Whatever happened to good, old-fashioned confidence? Is it just me, or are we always at odds because we are always uncomfortable in our lives, in our skins, in our communities? Can we not feel vital until we've been important? Have we come to expect to be always at odds with someone about something or someplace? Are we living in the literal Mudville post-Casey's defeat? Our little neighborhood in a quite town of some 15,000 has decided to create a gateway to the "subdivision", including a sign, "plantings", etc. The idea of a "gateway" bothers me. A lot. There, I said it.

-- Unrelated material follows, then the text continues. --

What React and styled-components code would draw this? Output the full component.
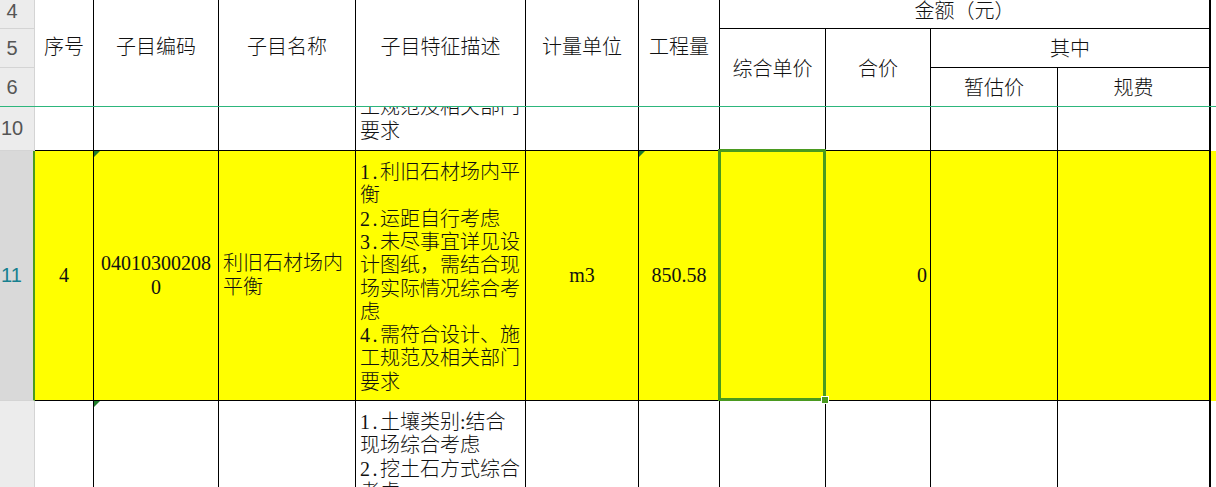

We moved here but nine months ago and chose our home for many reasons, not the least of which was that it was NOT in a "named community" - a rarity in this little burg. Without it's name, known only to the county auditor and those willing to look-it-up, it felt unpretentious, non-nouveau riche, not hopelessly and desperately seeking attention. It felt like a natural part of the town - meant-to-be and unashamed to be un-named. The proposal to call attention to it now seems vulgar. Currently, as cars and people pass up and down our streets, I think nothing of it. When the sign goes in, and the citizenry pass through, I will feel...embarassed, like we are having to shout from the roof-tops, or out the windows of our cars, or from the signage at the "entrance" of our neighborhood that we belong - just like the rest of you - to this community and we will be heard. I want to ask: what is the big deal? (I'm sure some would ask that of me as well.) Why draw attention? Are we not secure enough in our own little world to not care who knows about us? Do we need to be able to say - "oh, we live in ..."? While I will grant that a patch of grass with a stop sign, a street sign, and a rock are not too asthetically pleasing, that patch of grass without a "subdivision" sign is a sigh of relief that at least one neighborhood feels comfortable enough with itself to leave the name-calling out of it. Perhaps it's the teenage rebellion in me still which hates to be pigeon-holed or found typical. Perhaps it's that fact that we moved from an area of the country known for its subversive segregation. Perhaps it's because I can't get behind something that screams for attention, unless it's a two-year-old which then enjoys the luxury of my understanding. Perhaps it seems so sad and perhaps not worth my attention. (Sigh.) Nonetheless, I am rebelling over a sign. Don't tread on me.
Today's conundrum: Is it wrong to want world peace? Does that make you a complacent know-nothing?
Future conundrum: Is it wrong to not care about world peace? Does that make you a complacent know-nothing?